_DATASET SECTION:_
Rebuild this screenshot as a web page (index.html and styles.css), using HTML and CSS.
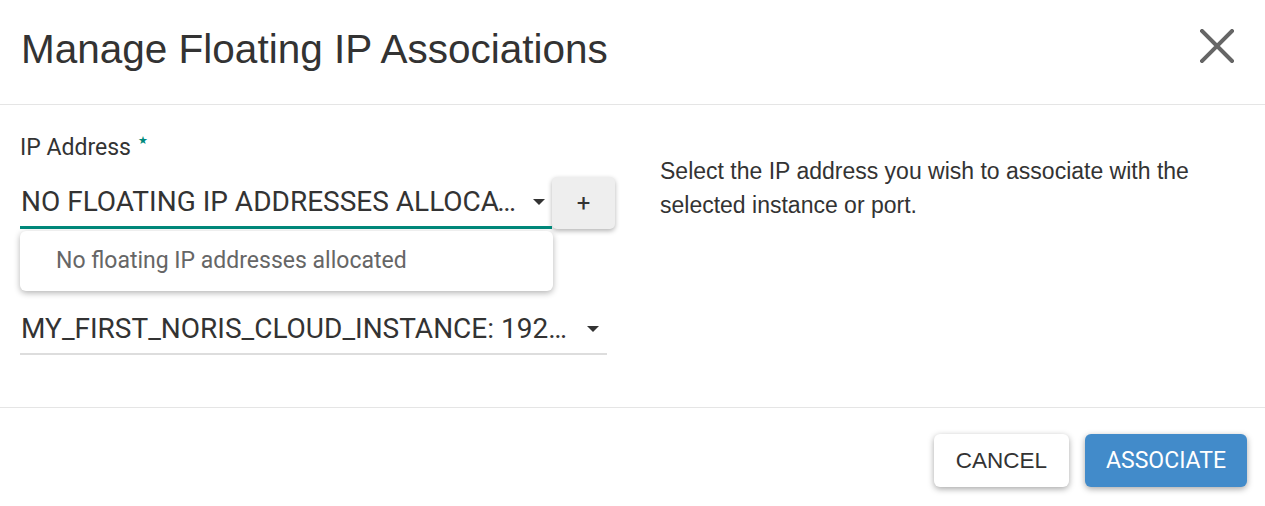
FILE: index.html
```html
<!DOCTYPE html>
<html lang="en">
   <head>
      <meta charset="UTF-8" />
      <title>Manage Floating IP Associations</title>
      <link rel="stylesheet" href="styles.css">
   </head>
   <body>
      <div class="modal">
         <div class="modal-header">
            <h1 class="modal-title">Manage Floating IP Associations</h1>
            <button class="close" type="button" aria-label="Close">
               <svg width="34" height="34" viewBox="0 0 34 34">
                  <path d="M2 2 L32 32 M32 2 L2 32" stroke="#666" stroke-width="4" stroke-linecap="square" fill="none"/>
               </svg>
            </button>
         </div>
         <div class="modal-body">
            <div class="form-col">
               <label class="field-label">IP Address <span class="required">&#9733;</span></label>
               <div class="select-row">
                  <div class="select-wrap">
                     <div class="select active">
                        <span class="select-value">NO FLOATING IP ADDRESSES ALLOCATED</span>
                        <span class="caret"></span>
                     </div>
                     <ul class="dropdown">
                        <li>No floating IP addresses allocated</li>
                     </ul>
                  </div>
                  <button class="btn-add" type="button">+</button>
               </div>
               <div class="select port">
                  <span class="select-value">MY_FIRST_NORIS_CLOUD_INSTANCE: 192.168.0.12</span>
                  <span class="caret"></span>
               </div>
            </div>
            <div class="help-col">
               <p>Select the IP address you wish to associate with the selected instance or port.</p>
            </div>
         </div>
         <div class="modal-footer">
            <button class="btn btn-default" type="button">CANCEL</button>
            <button class="btn btn-primary" type="button">ASSOCIATE</button>
         </div>
      </div>
   </body>
</html>
```

FILE: styles.css
```css
body {
margin: 0;
background: #fff;
color: #333;
font-family: Roboto, "Liberation Sans", sans-serif;
}
.modal {
width: 1265px;
height: 506px;
display: flex;
flex-direction: column;
}
.modal-header {
display: flex;
align-items: flex-start;
justify-content: space-between;
height: 75px;
padding: 29px 31px 0 21px;
border-bottom: 1px solid #e5e5e5;
}
.modal-title {
margin: 0;
font-family: "Liberation Sans", Arial, sans-serif;
font-weight: 400;
font-size: 40.5px;
color: #333;
line-height: 1;
}
.close {
background: none;
border: none;
padding: 0;
width: 34px;
height: 34px;
cursor: pointer;
}
.close svg {
display: block;
}
.modal-body {
display: flex;
gap: 53px;
height: 302px;
padding: 0 20px;
border-bottom: 1px solid #e5e5e5;
}
.form-col {
width: 587px;
flex-shrink: 0;
padding-top: 30px;
}
.field-label {
display: block;
height: 26px;
font-size: 23px;
line-height: 26px;
color: #333;
}
/* little star marking a required field */
.required {
position: relative;
top: -11px;
color: #00897b;
font-size: 11px;
margin-left: 1px;
}
.select-row {
display: flex;
align-items: flex-start;
margin-top: 16px;
}
.select-wrap {
position: relative;
width: 532px;
flex-shrink: 0;
}
.select {
display: flex;
align-items: center;
height: 49px;
font-size: 28px;
color: #333;
border-bottom: 2px solid #ddd;
}
.select.active {
border-bottom: 3px solid #00897b;
}
.select-value {
flex: 1;
overflow: hidden;
white-space: nowrap;
text-overflow: ellipsis;
padding-left: 1px;
}
.caret {
width: 0;
height: 0;
border-left: 6px solid transparent;
border-right: 6px solid transparent;
border-top: 6px solid #333;
margin: 0 7px 0 12px;
}
.dropdown {
position: absolute;
left: 0;
top: 54px;
width: 533px;
margin: 0;
padding: 0;
list-style: none;
background: #fff;
border-radius: 6px;
box-shadow: 0 2px 6px rgba(0, 0, 0, 0.3);
z-index: 2;
}
.dropdown li {
height: 60px;
line-height: 60px;
padding-left: 36px;
font-size: 23px;
color: #666;
}
.btn-add {
width: 63px;
height: 52px;
flex-shrink: 0;
border: none;
border-radius: 5px;
background: #eee;
color: #333;
font-family: Roboto, sans-serif;
font-size: 24px;
box-shadow: 0 2px 5px rgba(0, 0, 0, 0.3);
cursor: pointer;
}
.select.port {
margin-top: 75px;
}
.select.port .select-value {
padding-right: 5px;
}
.select.port .caret {
margin-right: 8px;
}
.help-col {
flex: 1;
padding-top: 49px;
}
.help-col p {
margin: 0;
width: 580px;
font-family: "Liberation Sans", Arial, sans-serif;
font-size: 23px;
line-height: 34px;
color: #333;
}
.modal-footer {
display: flex;
justify-content: flex-end;
align-items: flex-start;
gap: 16px;
padding: 26px 18px 0 0;
}
.btn {
height: 53px;
border: none;
border-radius: 6px;
padding: 0;
box-shadow: 0 2px 6px rgba(0, 0, 0, 0.35);
cursor: pointer;
}
.btn-default {
background: #fff;
color: #333;
width: 135px;
font-family: "Liberation Sans", Arial, sans-serif;
font-size: 22.5px;
}
.btn-primary {
background: #428bca;
color: #fff;
width: 162px;
font-family: Roboto, sans-serif;
font-size: 23px;
}
```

_WHAT IS ASKED:_
Write the material out again exactly as it appears, dropping the pictures.

_SOLUTION:_
Rebuild this screenshot as a web page (index.html and styles.css), using HTML and CSS.
FILE: index.html
```html
<!DOCTYPE html>
<html lang="en">
   <head>
      <meta charset="UTF-8" />
      <title>Manage Floating IP Associations</title>
      <link rel="stylesheet" href="styles.css">
   </head>
   <body>
      <div class="modal">
         <div class="modal-header">
            <h1 class="modal-title">Manage Floating IP Associations</h1>
            <button class="close" type="button" aria-label="Close">
               <svg width="34" height="34" viewBox="0 0 34 34">
                  <path d="M2 2 L32 32 M32 2 L2 32" stroke="#666" stroke-width="4" stroke-linecap="square" fill="none"/>
               </svg>
            </button>
         </div>
         <div class="modal-body">
            <div class="form-col">
               <label class="field-label">IP Address <span class="required">&#9733;</span></label>
               <div class="select-row">
                  <div class="select-wrap">
                     <div class="select active">
                        <span class="select-value">NO FLOATING IP ADDRESSES ALLOCATED</span>
                        <span class="caret"></span>
                     </div>
                     <ul class="dropdown">
                        <li>No floating IP addresses allocated</li>
                     </ul>
                  </div>
                  <button class="btn-add" type="button">+</button>
               </div>
               <div class="select port">
                  <span class="select-value">MY_FIRST_NORIS_CLOUD_INSTANCE: 192.168.0.12</span>
                  <span class="caret"></span>
               </div>
            </div>
            <div class="help-col">
               <p>Select the IP address you wish to associate with the selected instance or port.</p>
            </div>
         </div>
         <div class="modal-footer">
            <button class="btn btn-default" type="button">CANCEL</button>
            <button class="btn btn-primary" type="button">ASSOCIATE</button>
         </div>
      </div>
   </body>
</html>
```

FILE: styles.css
```css
body {
margin: 0;
background: #fff;
color: #333;
font-family: Roboto, "Liberation Sans", sans-serif;
}
.modal {
width: 1265px;
height: 506px;
display: flex;
flex-direction: column;
}
.modal-header {
display: flex;
align-items: flex-start;
justify-content: space-between;
height: 75px;
padding: 29px 31px 0 21px;
border-bottom: 1px solid #e5e5e5;
}
.modal-title {
margin: 0;
font-family: "Liberation Sans", Arial, sans-serif;
font-weight: 400;
font-size: 40.5px;
color: #333;
line-height: 1;
}
.close {
background: none;
border: none;
padding: 0;
width: 34px;
height: 34px;
cursor: pointer;
}
.close svg {
display: block;
}
.modal-body {
display: flex;
gap: 53px;
height: 302px;
padding: 0 20px;
border-bottom: 1px solid #e5e5e5;
}
.form-col {
width: 587px;
flex-shrink: 0;
padding-top: 30px;
}
.field-label {
display: block;
height: 26px;
font-size: 23px;
line-height: 26px;
color: #333;
}
/* little star marking a required field */
.required {
position: relative;
top: -11px;
color: #00897b;
font-size: 11px;
margin-left: 1px;
}
.select-row {
display: flex;
align-items: flex-start;
margin-top: 16px;
}
.select-wrap {
position: relative;
width: 532px;
flex-shrink: 0;
}
.select {
display: flex;
align-items: center;
height: 49px;
font-size: 28px;
color: #333;
border-bottom: 2px solid #ddd;
}
.select.active {
border-bottom: 3px solid #00897b;
}
.select-value {
flex: 1;
overflow: hidden;
white-space: nowrap;
text-overflow: ellipsis;
padding-left: 1px;
}
.caret {
width: 0;
height: 0;
border-left: 6px solid transparent;
border-right: 6px solid transparent;
border-top: 6px solid #333;
margin: 0 7px 0 12px;
}
.dropdown {
position: absolute;
left: 0;
top: 54px;
width: 533px;
margin: 0;
padding: 0;
list-style: none;
background: #fff;
border-radius: 6px;
box-shadow: 0 2px 6px rgba(0, 0, 0, 0.3);
z-index: 2;
}
.dropdown li {
height: 60px;
line-height: 60px;
padding-left: 36px;
font-size: 23px;
color: #666;
}
.btn-add {
width: 63px;
height: 52px;
flex-shrink: 0;
border: none;
border-radius: 5px;
background: #eee;
color: #333;
font-family: Roboto, sans-serif;
font-size: 24px;
box-shadow: 0 2px 5px rgba(0, 0, 0, 0.3);
cursor: pointer;
}
.select.port {
margin-top: 75px;
}
.select.port .select-value {
padding-right: 5px;
}
.select.port .caret {
margin-right: 8px;
}
.help-col {
flex: 1;
padding-top: 49px;
}
.help-col p {
margin: 0;
width: 580px;
font-family: "Liberation Sans", Arial, sans-serif;
font-size: 23px;
line-height: 34px;
color: #333;
}
.modal-footer {
display: flex;
justify-content: flex-end;
align-items: flex-start;
gap: 16px;
padding: 26px 18px 0 0;
}
.btn {
height: 53px;
border: none;
border-radius: 6px;
padding: 0;
box-shadow: 0 2px 6px rgba(0, 0, 0, 0.35);
cursor: pointer;
}
.btn-default {
background: #fff;
color: #333;
width: 135px;
font-family: "Liberation Sans", Arial, sans-serif;
font-size: 22.5px;
}
.btn-primary {
background: #428bca;
color: #fff;
width: 162px;
font-family: Roboto, sans-serif;
font-size: 23px;
}
```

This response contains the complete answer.